Data plays a critical role in business decisions, AI/ML, product evolution and much more. Timeliness, accuracy, and reliability are the key foundational data requirements for every organization.
Data plays a critical role in business decisions, AI/ML, product evolution and much more. Timeliness, accuracy, and reliability are the key foundational data requirements for every organization. For a data-driven organization, it’s important to make data easily available for discovery, exploration, processing, governance, and consumption by users like data engineers, analysts, and data scientists. This requires significant investments in building platform tools that democratize data for data users.
Our journey to democratize data at Intuit started with two objectives:
1) reduce the amount of time users spend on building data pipelines (time-to-build)
2) reduce the amount of time users spend on detecting/resolving data issues (time-to-debug)
We built Superglue at Intuit to help users build, manage and monitor data pipelines. There are four core aspects to Superglue that I’ll cover in this blog — Lineage, Observability, Pipelines and Personalization. If you are a data leader, architect or platform engineer, this blog will help you learn the pattern to build lineage at scale, and how to monitor data and pipelines by help of lineage. Let me provide some background before we dive deeper.
Intuit has petabytes of diverse data collected from its products, applications and third parties. Thousands of Hive, Spark and Massively Parallel Processing (MPP) jobs use these data sets everyday to produce hundreds of reports that provide operational and business insights. Similarly, ML workflows use these data sets for feature engineering and model training.

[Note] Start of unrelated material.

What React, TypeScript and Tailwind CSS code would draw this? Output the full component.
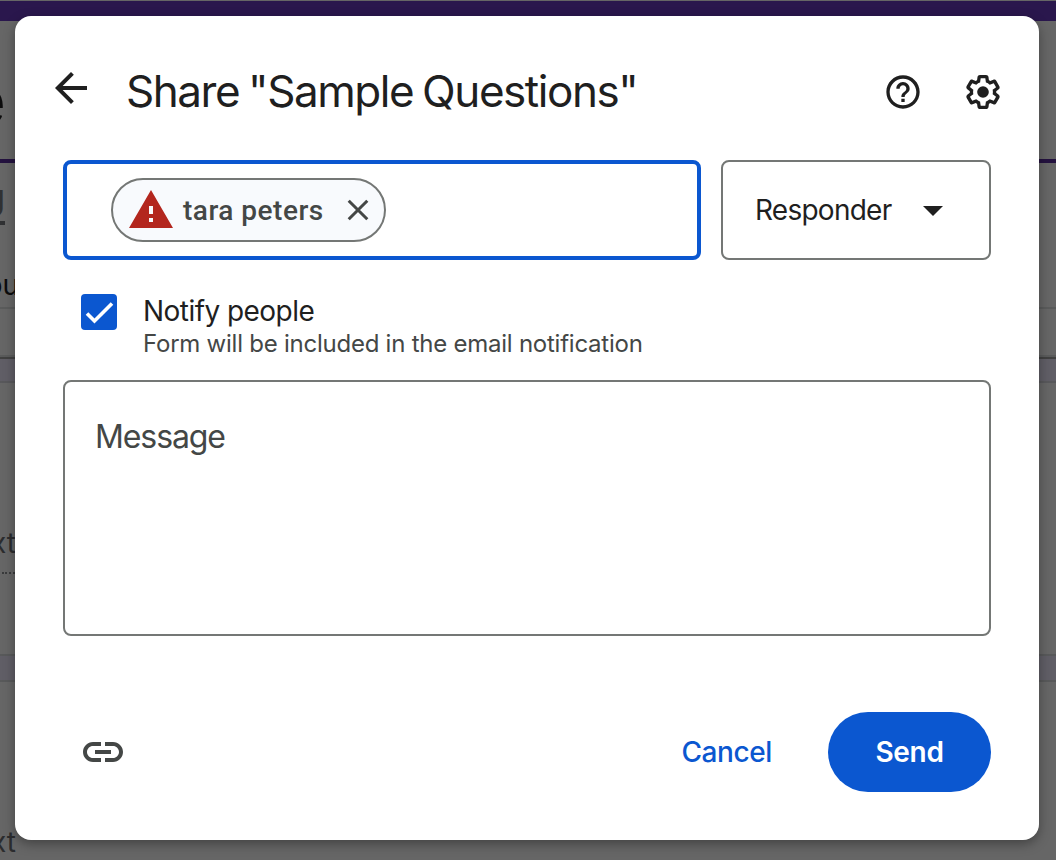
import type { ReactNode } from "react";

function Icon({ d, className, children }: { d?: string; className: string; children?: ReactNode }) {
  return (
    <svg viewBox="0 0 24 24" fill="currentColor" className={className} aria-hidden="true">
      {d && <path d={d} />}
      {children}
    </svg>
  );
}

const ARROW_BACK = "M20 11H7.83l5.59-5.59L12 4l-8 8 8 8 1.41-1.41L7.83 13H20v-2z";
const HELP =
  "M11 18h2v-2h-2v2zm1-16C6.48 2 2 6.48 2 12s4.48 10 10 10 10-4.48 10-10S17.52 2 12 2zm0 18c-4.41 0-8-3.59-8-8s3.59-8 8-8 8 3.59 8 8-3.59 8-8 8zm0-14c-2.21 0-4 1.79-4 4h2c0-1.1.9-2 2-2s2 .9 2 2c0 2-3 1.75-3 5h2c0-2.25 3-2.5 3-5 0-2.21-1.79-4-4-4z";
const GEAR =
  "M13.85 22.25h-3.7c-.74 0-1.36-.54-1.45-1.27l-.27-1.89c-.27-.14-.53-.29-.79-.46l-1.8.72c-.7.26-1.47-.03-1.81-.65L2.2 15.53c-.35-.66-.2-1.44.36-1.88l1.53-1.19c-.01-.15-.02-.3-.02-.46 0-.15.01-.31.02-.46l-1.52-1.19c-.59-.45-.74-1.26-.37-1.88l1.85-3.19c.34-.62 1.11-.9 1.79-.63l1.81.73c.26-.17.52-.32.78-.46l.27-1.91c.09-.7.71-1.25 1.44-1.25h3.7c.74 0 1.36.54 1.45 1.27l.27 1.89c.27.14.53.29.79.46l1.8-.72c.71-.26 1.48.03 1.82.65l1.84 3.18c.36.66.2 1.44-.36 1.88l-1.52 1.19c.01.15.02.3.02.46s-.01.31-.02.46l1.52 1.19c.56.45.72 1.23.37 1.86l-1.86 3.22c-.34.62-1.11.9-1.8.63l-1.8-.72c-.26.17-.52.32-.78.46l-.27 1.91c-.1.68-.72 1.22-1.46 1.22zm-3.23-2h2.76l.37-2.55.53-.22c.44-.18.88-.44 1.34-.78l.45-.34 2.38.96 1.38-2.4-2.03-1.58.07-.56c.03-.26.06-.51.06-.78s-.03-.53-.06-.78l-.07-.56 2.03-1.58-1.39-2.4-2.39.96-.45-.35c-.42-.32-.87-.58-1.33-.77l-.52-.22-.37-2.55h-2.76l-.37 2.55-.53.21c-.44.19-.88.44-1.34.79l-.45.33-2.38-.95-1.39 2.39 2.03 1.58-.07.56a7 7 0 0 0-.06.79c0 .26.02.53.06.78l.07.56-2.03 1.58 1.38 2.4 2.39-.96.45.35c.43.33.86.58 1.33.77l.53.22.38 2.55z";
const WARNING = "M1 21h22L12 2 1 21zm12-3h-2v-2h2v2zm0-4h-2v-4h2v4z";
const LINK =
  "M11 15H7c-1.65 0-3-1.35-3-3s1.35-3 3-3h4V7H7c-2.76 0-5 2.24-5 5s2.24 5 5 5h4v-2zm6-8h-4v2h4c1.65 0 3 1.35 3 3s-1.35 3-3 3h-4v2h4c2.76 0 5-2.24 5-5s-2.24-5-5-5zm-9 4h8v2H8v-2z";

function DimmedForm() {
  return (
    <div className="flex h-full flex-col bg-[#666666]">
      <div className="mt-px h-5 shrink-0 bg-[#2a174d]" />
      <div className="flex h-[138px] w-1.5 shrink-0 items-center justify-end overflow-hidden whitespace-nowrap pt-5 text-[66px] leading-none text-[#0c0c0d]">
        <span>e</span>
      </div>
      <div className="h-1 shrink-0 bg-[#24123f]" />
      <div className="flex h-[144px] w-[20px] shrink-0 flex-col items-end overflow-hidden whitespace-nowrap">
        <div className="mt-[16px] mr-[15px] h-[46px] border-b-4 border-[#303133] text-[38px] leading-[50px] font-bold text-[#303133]">U</div>
        <div className="mt-[42px] mr-px text-[28px] leading-9 text-[#0c0c0d]">ou</div>
      </div>
      <div className="h-0.5 shrink-0 bg-[#5a5b5b]" />
      <div className="h-[46px] shrink-0" />
      <div className="h-0.5 shrink-0 bg-[#5a5b5b]" />
      <div className="h-0.5 shrink-0 bg-[#414141]" />
      <div className="h-[22px] shrink-0 bg-[#605e66]" />
      <div className="h-0.5 shrink-0 bg-[#58585b]" />
      <div className="h-[271px] shrink-0">
        <div className="flex w-4 justify-end overflow-hidden whitespace-nowrap pt-[144px] text-[28px] leading-8 text-[#2b2c2e]">xt</div>
        <div className="mt-[13px] ml-0.5 w-4 border-t-2 border-dotted border-[#3a3b3c]" />
      </div>
      <div className="h-0.5 shrink-0 bg-[#58595a]" />
      <div className="h-6 shrink-0 bg-[#605e66]" />
      <div className="h-0.5 shrink-0 bg-[#58595a]" />
      <div className="flex w-4 justify-end overflow-hidden whitespace-nowrap pt-[144px] text-[28px] leading-8 text-[#2b2c2e]">xt</div>
    </div>
  );
}

export default function App() {
  return (
    <div className="relative h-[860px] w-[1056px] overflow-hidden font-['Inter',sans-serif] text-[#1f1f1f]">
      <DimmedForm />
      <div className="absolute inset-0 pt-4 pl-[15px]">
        <section
          role="dialog"
          aria-label="Share form"
          className="flex h-[824px] w-[1024px] flex-col rounded-2xl bg-white px-12 shadow-[0_4px_12px_rgba(0,0,0,0.35)]"
        >
          <header className="-ml-4 -mr-3 flex h-[144px] items-start pt-12">
            <button aria-label="Back" className="size-12">
              <Icon d={ARROW_BACK} className="size-12" />
            </button>
            <h1 className="-mt-px ml-[31px] flex-1 whitespace-nowrap text-[44px] leading-14 font-normal tracking-[-1.45px] [word-spacing:-2px]">
              Share "Sample Questions"
            </h1>
            <div className="flex gap-10 pt-2">
              <Icon d={HELP} className="size-10" />
              <Icon d={GEAR} className="size-10">
                <circle cx="12" cy="12" r="3.5" />
              </Icon>
            </div>
          </header>

          <div className="flex h-[100px] shrink-0 gap-5">
            <div className="flex w-[638px] items-center rounded-lg border-4 border-[#0b57d0] pl-11">
              <div className="flex h-16 w-[275px] items-center rounded-full border-2 border-[#747775] bg-[#f8fafd] pl-3.5">
                <Icon d={WARNING} className="size-12 shrink-0 text-[#b3261e]" />
                <span className="ml-2 w-[155px] shrink-0 whitespace-nowrap pt-0.5 font-['Roboto',sans-serif] text-[28px] font-medium tracking-[0.5px] text-[#444746]">
                  tara peters
                </span>
                <svg viewBox="0 0 40 40" className="size-10 shrink-0" fill="none" stroke="#444746" strokeWidth="3">
                  <path d="M10.7 10.7 29.3 29.3M29.3 10.7 10.7 29.3" />
                </svg>
              </div>
            </div>
            <button className="flex w-[270px] items-center rounded-lg border-2 border-[#747775] pl-8 text-[28px] tracking-[-0.75px]">
              <span className="w-[154px] text-left">Responder</span>
              <Icon d="M7 10l5 5 5-5z" className="size-12 shrink-0" />
            </button>
          </div>

          <label className="flex h-[120px] shrink-0 items-start pt-[34px] pl-[18px]">
            <svg viewBox="0 0 36 36" className="size-9 shrink-0">
              <rect width="36" height="36" rx="4" fill="#0b57d0" />
              <path d="M6 19.5 13.5 27 31 9.5" fill="none" stroke="#fff" strokeWidth="3.6" />
            </svg>
            <span className="-mt-px ml-[26px] flex flex-col whitespace-nowrap">
              <span className="text-[28px] leading-9 tracking-[-0.55px]">Notify people</span>
              <span className="pt-px text-[24px] leading-7 tracking-[-0.24px] text-[#444746]">Form will be included in the email notification</span>
            </span>
          </label>

          <div className="h-64 shrink-0 rounded-lg border-2 border-[#747775] px-[30px] pt-[37px] text-[32px] leading-9 tracking-[-1.1px] text-[#444746]">
            Message
          </div>

          <footer className="mt-[76px] flex h-20 items-center">
            <Icon d={LINK} className="ml-4 size-12 text-[#444746]" />
            <button className="ml-auto mr-14 text-[28px] font-medium tracking-[-0.4px] text-[#0b57d0]">Cancel</button>
            <button className="h-20 w-[163px] rounded-full bg-[#0b57d0] text-[28px] font-semibold tracking-[-0.3px] text-white">Send</button>
          </footer>
        </section>
      </div>
    </div>
  );
}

Insights or features are generated through multiple layers of ingestion, processing and analytical layers using frameworks that are owned and managed by multiple teams. For example, one of the key reports depends on data from 18 different data sources that goes through 20+ levels of processing.
With such scale and complexity, when there are metric inaccuracies (as depicted below), identifying the root causes becomes extremely challenging.
Users would spend hours and in some cases days to get to the root cause of issues. And, the causes of such data issues could be many.
Where do you start to look for failures when an issue is reported? You are looking at thousands of running jobs that are owned by hundreds of users. These jobs use thousands of tables that are processed through many frameworks owned by multiple teams. This is where Superglue’s self-serve debugging experience, built on the foundation of Lineage and Observability, comes in to help detect the root causes of data issues.
To get to the root cause of failures that could be in upstream data pipelines, we had to first get visibility into end-to-end lineage. The enterprise scheduler gave us dependencies that users specified when scheduling their jobs. Interestingly, 90% of analytical jobs were scheduled without any job dependencies. Due to this, any upstream delays or failures did not prevent downstream jobs to run; these jobs went ahead anyway and caused operational issues, metric inconsistencies, and data holes.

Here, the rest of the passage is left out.